Superbird-C, also known as Superbird-3 or Superbird-A3, was a geostationary communications satellite ordered and operated by Space Communications Corporation (SCC) that was designed and manufactured by Hughes Space and Communications Company (now Boeing Satellite Systems) on the HS-601 satellite bus. It has a pure Ku-band payload and was used to fill the position at 144° East longitude. It provided television signals and business communications services throughout Japan, South Asia, East Asia, and Hawaii.

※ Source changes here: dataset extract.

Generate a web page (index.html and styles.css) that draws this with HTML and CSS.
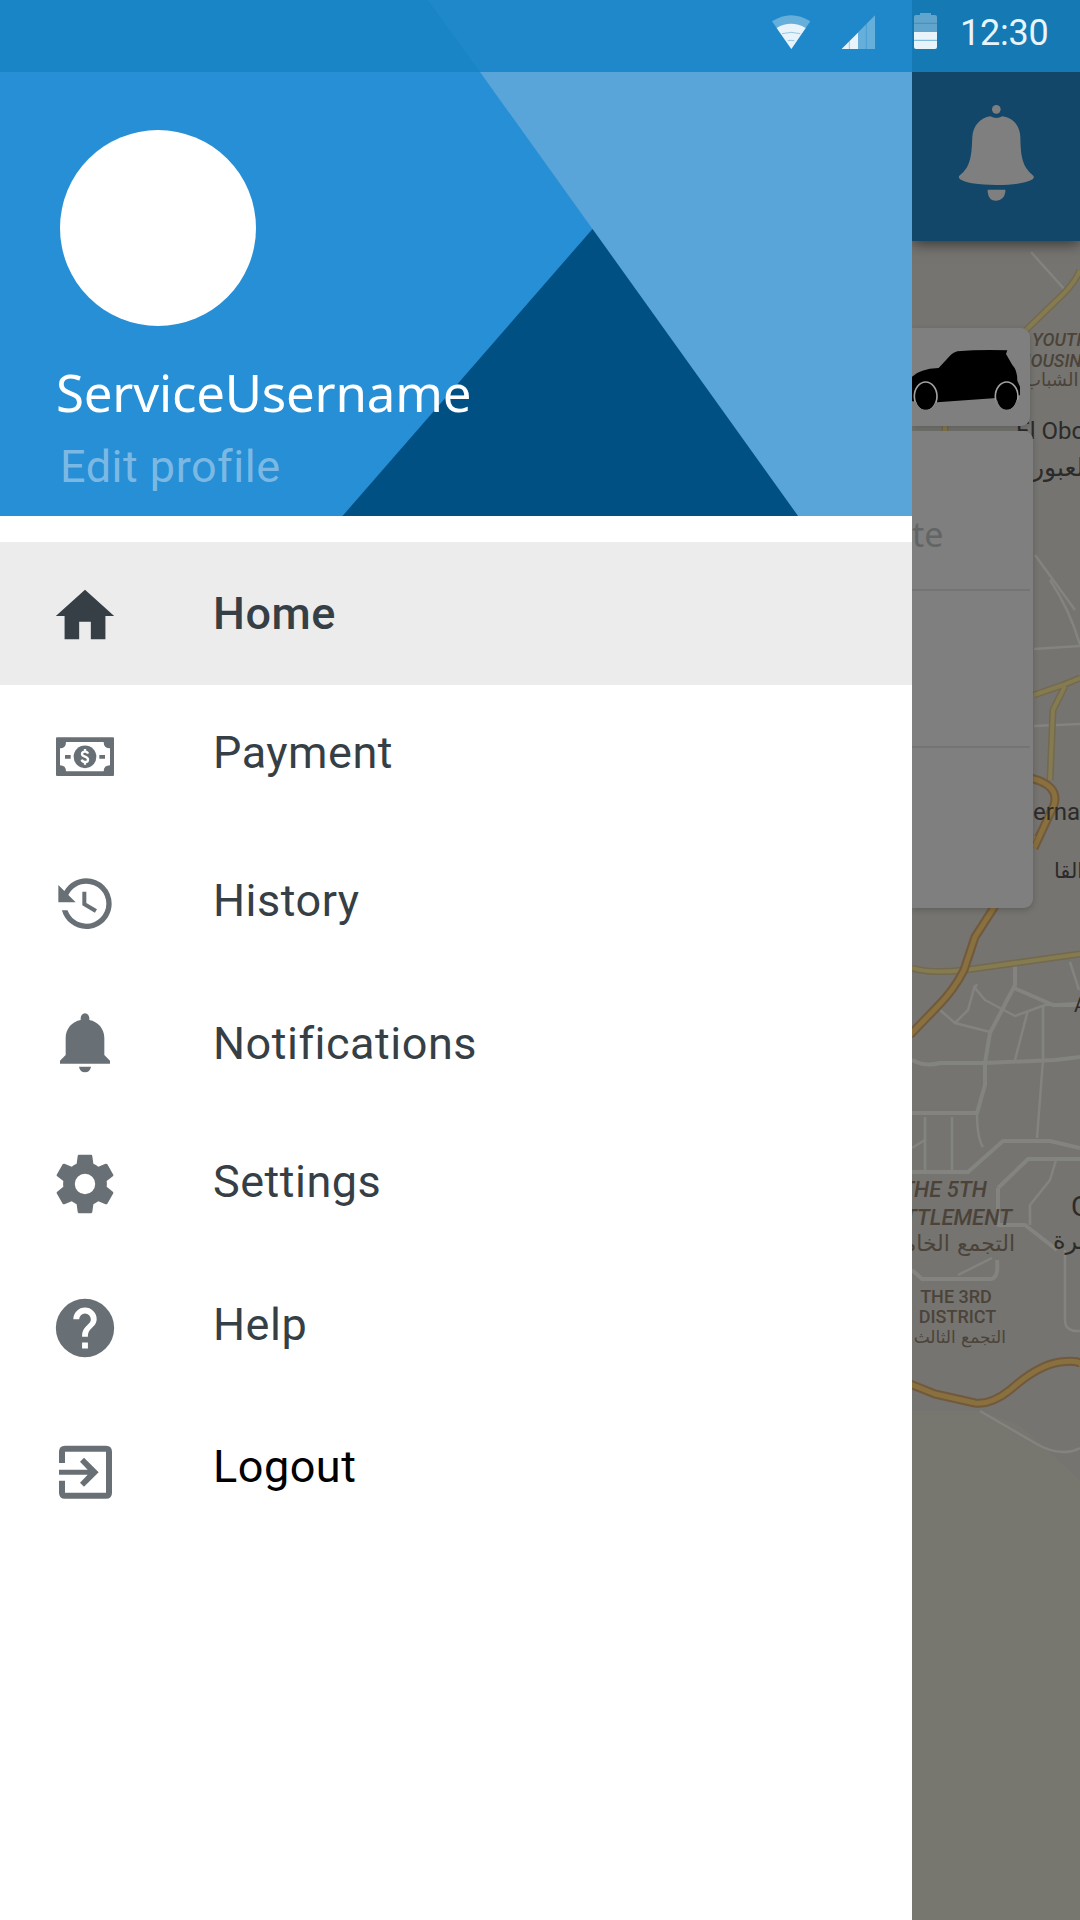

== Satellite description ==
The spacecraft was designed and manufactured by then Hughes Space and Communications Company (now Boeing Satellite Development Center) on the HS-601 satellite bus. It had a launch mass of 3150 kg, a dry mass of 1416 kg and a 13-year design life. When stowed for launch, it measured 4 × 3.8 × 2.4 m. It had two wings with four solar panels each, that generated 4.5 kW at the end of its design life. When fully deployed, the solar panels spanned 26.2 m, with its antennas in fully extended configuration it was 7.5 m wide. It had a 29-cell NiH_{2} battery with a power charge of 200 Ah.

Its propulsion system was composed of an R-4D-11-300 liquid apogee engine (LAE) with a thrust of 490 N. It also used had 12 22 N bipropellant thrusters for station keeping and attitude control. It included enough propellant for orbit circularization and 13 years of operation.

Its payload is composed of two 2.2 m dual-gridded reflectors and twenty four Ku-band transponders powered by a traveling-wave-tube amplifier (TWTA) with and output power of 90 watts. It can configure two 54 MHz transponders into one 114 MHz with an effective 180 watts.

The Ku-band footprint covered Japan, southern and eastern Asia, and Hawaii.

== History ==
Space Communications Corporation (SCC) was founded in 1985, the same year as the original companies that later formed JSAT. SCC switched satellite suppliers and on 1995 ordered a satellite from Boeing, Superbird-C.

On 28 July 1997 at 01:15:01 UTC, Superbird-C was put into orbit by an Atlas IIAS launched from Cape Canaveral LC-36B.

Superbird-C was replaced by Superbird-C2 during 2008, in 2015 it was decommissioned.